* _Provided material_:
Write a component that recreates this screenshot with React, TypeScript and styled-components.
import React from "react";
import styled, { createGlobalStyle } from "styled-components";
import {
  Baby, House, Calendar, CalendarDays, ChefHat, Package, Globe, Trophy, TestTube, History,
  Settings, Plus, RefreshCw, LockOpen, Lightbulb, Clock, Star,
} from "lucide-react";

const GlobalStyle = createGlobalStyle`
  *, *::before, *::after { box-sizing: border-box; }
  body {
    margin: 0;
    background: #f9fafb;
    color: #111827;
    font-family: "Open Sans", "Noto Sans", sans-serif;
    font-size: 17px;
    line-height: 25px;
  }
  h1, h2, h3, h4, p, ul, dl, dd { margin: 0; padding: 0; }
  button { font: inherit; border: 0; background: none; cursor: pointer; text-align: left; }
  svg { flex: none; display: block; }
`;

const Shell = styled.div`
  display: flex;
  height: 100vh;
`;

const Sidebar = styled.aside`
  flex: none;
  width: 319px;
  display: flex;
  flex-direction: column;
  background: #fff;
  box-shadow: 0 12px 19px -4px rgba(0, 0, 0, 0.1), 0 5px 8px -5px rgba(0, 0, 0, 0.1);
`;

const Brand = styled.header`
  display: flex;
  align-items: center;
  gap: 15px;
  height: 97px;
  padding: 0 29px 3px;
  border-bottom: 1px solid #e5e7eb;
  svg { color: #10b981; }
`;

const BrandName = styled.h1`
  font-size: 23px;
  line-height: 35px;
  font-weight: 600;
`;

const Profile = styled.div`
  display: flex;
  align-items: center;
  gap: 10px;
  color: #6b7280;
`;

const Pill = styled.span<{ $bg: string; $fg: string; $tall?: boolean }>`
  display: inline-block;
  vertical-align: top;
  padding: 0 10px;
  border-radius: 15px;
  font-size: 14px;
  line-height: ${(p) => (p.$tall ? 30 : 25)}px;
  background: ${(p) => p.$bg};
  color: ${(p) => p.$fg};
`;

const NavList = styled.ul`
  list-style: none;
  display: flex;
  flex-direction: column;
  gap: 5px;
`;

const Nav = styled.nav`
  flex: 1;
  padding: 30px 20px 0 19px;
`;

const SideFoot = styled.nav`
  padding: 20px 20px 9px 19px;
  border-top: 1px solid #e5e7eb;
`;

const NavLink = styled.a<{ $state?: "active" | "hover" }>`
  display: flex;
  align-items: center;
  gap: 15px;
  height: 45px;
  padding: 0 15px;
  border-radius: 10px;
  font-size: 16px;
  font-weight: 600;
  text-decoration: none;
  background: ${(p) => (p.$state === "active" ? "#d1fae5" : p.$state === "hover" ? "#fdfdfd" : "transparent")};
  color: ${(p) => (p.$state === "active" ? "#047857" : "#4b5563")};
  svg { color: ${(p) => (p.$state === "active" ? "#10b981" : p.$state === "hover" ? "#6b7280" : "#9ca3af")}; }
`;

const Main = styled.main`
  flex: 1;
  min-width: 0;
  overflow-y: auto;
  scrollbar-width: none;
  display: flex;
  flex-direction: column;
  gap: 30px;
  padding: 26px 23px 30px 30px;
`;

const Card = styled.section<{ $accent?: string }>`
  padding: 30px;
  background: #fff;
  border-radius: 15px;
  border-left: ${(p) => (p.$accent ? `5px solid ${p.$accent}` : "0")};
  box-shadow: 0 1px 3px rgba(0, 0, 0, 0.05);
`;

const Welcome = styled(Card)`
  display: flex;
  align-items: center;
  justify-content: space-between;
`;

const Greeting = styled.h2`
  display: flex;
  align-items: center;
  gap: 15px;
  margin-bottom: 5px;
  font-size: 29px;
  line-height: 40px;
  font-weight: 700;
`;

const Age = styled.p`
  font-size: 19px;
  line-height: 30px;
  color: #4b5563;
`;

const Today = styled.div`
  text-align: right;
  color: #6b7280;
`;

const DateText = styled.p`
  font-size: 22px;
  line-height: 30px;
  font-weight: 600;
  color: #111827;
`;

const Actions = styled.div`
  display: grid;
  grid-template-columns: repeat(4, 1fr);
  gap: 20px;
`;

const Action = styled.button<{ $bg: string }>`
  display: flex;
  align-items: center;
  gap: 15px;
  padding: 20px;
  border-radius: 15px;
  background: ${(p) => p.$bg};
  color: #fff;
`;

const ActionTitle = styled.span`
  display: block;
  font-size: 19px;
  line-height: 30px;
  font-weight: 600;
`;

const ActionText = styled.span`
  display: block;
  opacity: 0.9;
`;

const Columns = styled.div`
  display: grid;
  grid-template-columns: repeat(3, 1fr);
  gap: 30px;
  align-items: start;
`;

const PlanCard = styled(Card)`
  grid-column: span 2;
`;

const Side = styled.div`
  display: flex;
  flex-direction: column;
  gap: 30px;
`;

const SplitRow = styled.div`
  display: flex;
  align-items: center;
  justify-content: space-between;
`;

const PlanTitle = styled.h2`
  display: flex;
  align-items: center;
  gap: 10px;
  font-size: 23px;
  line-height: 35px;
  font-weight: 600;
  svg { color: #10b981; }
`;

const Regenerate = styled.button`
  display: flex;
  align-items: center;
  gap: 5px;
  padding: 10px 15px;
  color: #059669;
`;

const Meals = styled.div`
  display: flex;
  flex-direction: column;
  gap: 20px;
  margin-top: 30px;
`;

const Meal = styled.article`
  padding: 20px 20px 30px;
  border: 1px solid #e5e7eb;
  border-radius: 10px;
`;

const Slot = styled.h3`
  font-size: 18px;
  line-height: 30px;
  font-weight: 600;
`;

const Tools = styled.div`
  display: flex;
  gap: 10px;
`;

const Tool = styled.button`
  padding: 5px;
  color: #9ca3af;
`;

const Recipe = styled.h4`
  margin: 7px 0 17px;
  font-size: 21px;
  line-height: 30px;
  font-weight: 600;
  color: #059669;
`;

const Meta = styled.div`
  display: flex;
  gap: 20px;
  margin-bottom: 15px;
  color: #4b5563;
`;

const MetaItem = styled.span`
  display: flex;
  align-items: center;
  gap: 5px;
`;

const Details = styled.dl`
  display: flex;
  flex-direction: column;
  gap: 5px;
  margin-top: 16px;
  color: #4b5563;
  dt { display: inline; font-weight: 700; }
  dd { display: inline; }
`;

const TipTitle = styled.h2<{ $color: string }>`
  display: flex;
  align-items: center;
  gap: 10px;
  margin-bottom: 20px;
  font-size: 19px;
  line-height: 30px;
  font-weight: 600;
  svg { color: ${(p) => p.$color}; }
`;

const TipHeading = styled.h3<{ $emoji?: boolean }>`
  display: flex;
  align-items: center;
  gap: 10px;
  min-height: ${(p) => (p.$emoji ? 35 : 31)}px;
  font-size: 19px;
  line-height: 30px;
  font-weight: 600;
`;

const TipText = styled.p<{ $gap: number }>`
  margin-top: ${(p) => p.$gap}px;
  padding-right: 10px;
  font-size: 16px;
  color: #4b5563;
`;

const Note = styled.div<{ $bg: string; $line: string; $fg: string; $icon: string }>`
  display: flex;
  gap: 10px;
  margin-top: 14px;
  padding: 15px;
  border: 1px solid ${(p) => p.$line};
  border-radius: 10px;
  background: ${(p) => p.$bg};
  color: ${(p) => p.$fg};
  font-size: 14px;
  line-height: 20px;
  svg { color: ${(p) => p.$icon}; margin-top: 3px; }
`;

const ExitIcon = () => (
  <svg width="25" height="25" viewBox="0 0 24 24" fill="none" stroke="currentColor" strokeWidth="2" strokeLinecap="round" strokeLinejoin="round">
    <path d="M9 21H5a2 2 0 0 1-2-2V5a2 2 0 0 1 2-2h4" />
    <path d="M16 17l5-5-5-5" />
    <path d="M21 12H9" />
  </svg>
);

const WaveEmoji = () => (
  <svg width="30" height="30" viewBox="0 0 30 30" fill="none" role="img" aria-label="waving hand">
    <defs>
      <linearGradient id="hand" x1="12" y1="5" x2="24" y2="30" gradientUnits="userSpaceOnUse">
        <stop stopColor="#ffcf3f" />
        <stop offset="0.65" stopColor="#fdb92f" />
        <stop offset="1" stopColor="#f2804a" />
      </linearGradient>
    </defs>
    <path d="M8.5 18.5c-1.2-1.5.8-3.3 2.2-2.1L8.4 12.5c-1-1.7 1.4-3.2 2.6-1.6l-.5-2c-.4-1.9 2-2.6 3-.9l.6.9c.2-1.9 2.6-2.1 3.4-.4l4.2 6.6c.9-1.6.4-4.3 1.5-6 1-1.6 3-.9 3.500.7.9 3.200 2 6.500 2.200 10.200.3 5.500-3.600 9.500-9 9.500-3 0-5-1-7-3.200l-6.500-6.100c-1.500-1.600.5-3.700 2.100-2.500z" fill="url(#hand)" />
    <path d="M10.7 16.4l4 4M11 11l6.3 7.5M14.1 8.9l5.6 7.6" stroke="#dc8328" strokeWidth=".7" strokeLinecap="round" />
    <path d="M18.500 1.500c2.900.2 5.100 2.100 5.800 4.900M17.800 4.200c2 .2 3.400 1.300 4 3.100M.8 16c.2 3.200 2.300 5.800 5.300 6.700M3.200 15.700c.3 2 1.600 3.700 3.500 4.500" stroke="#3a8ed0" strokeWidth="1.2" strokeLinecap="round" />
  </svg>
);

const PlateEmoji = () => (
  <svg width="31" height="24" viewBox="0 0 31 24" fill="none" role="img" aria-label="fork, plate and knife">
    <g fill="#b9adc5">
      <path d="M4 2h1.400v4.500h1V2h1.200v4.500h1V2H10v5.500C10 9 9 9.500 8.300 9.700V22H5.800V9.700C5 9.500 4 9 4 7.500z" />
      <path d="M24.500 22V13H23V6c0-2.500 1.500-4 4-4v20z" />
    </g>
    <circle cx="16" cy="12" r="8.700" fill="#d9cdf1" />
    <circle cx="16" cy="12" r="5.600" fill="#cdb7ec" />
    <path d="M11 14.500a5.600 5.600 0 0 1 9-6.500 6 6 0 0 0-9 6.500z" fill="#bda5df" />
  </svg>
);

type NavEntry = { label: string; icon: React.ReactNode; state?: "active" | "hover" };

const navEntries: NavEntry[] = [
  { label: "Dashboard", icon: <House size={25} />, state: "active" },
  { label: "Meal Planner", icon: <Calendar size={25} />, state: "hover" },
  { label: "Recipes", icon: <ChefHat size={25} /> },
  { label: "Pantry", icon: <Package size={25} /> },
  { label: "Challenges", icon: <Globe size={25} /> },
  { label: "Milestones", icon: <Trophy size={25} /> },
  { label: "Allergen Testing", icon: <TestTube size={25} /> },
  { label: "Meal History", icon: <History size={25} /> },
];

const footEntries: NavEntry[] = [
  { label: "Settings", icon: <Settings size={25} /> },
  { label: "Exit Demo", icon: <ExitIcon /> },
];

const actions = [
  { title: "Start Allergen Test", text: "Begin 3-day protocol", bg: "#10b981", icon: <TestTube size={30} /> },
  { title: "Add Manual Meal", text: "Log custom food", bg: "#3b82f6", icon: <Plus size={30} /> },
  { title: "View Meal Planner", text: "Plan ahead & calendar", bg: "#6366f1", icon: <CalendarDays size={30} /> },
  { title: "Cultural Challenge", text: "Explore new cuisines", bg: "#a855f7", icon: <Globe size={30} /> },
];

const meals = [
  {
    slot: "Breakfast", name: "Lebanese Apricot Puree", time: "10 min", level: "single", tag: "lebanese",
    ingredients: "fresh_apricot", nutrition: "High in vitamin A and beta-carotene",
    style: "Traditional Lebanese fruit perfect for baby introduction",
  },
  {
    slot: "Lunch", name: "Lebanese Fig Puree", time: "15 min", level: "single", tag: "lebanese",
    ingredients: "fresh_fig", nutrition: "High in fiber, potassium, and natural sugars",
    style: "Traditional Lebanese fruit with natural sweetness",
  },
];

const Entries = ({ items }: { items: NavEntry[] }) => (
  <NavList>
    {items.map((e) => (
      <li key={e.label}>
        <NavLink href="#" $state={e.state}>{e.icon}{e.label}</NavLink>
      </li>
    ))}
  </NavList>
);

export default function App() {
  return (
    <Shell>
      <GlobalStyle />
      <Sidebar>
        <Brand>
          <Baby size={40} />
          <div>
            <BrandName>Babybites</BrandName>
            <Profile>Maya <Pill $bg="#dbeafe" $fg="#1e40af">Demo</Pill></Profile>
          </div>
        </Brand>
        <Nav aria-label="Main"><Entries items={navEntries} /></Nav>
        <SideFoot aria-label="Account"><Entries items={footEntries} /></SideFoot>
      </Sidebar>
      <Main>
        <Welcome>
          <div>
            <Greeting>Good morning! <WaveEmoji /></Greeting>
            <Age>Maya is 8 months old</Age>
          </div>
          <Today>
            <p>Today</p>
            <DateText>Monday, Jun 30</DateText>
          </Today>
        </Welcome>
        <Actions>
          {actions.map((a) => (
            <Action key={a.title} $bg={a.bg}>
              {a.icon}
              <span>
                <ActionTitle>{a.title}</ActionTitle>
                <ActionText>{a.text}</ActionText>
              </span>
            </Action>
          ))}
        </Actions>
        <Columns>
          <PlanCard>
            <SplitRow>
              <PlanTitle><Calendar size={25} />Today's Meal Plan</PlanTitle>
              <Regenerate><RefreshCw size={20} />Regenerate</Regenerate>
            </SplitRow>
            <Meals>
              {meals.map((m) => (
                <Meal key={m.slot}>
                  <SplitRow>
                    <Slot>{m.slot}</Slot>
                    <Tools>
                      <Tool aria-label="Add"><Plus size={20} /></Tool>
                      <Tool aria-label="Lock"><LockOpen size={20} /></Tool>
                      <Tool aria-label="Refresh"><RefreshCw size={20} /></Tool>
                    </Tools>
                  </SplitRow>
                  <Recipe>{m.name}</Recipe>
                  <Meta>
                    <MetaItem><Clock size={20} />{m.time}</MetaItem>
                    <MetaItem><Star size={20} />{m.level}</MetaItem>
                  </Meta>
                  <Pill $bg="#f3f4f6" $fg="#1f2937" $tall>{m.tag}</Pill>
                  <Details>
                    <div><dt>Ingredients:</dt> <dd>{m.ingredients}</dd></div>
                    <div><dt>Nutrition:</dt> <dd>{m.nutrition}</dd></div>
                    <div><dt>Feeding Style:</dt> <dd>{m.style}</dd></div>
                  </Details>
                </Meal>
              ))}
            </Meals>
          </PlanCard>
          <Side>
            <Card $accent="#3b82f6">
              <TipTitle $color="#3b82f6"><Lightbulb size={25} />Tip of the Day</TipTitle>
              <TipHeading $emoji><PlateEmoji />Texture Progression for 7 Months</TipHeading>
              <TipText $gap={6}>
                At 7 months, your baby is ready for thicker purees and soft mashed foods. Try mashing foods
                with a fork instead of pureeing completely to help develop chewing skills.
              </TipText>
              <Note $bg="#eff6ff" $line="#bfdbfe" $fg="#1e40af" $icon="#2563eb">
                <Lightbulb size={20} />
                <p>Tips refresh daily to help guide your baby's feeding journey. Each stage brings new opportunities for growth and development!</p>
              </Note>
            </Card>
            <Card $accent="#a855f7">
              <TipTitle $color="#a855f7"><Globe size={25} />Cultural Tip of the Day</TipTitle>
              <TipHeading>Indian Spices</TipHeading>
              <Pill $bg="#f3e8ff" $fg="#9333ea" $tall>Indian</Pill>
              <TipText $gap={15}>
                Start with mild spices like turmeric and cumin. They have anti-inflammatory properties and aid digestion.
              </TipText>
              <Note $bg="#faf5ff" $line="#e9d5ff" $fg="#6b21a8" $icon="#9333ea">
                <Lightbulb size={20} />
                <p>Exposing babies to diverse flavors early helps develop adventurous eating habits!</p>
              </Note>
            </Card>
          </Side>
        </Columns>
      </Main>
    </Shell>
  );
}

* _Work to be completed_:
Extract from the material all lines containing the string "with".

* _The completed task_:
Write a component that recreates this screenshot with React, TypeScript and styled-components.
    style: "Traditional Lebanese fruit with natural sweetness",
                with a fork instead of pureeing completely to help develop chewing skills.
                Start with mild spices like turmeric and cumin. They have anti-inflammatory properties and aid digestion.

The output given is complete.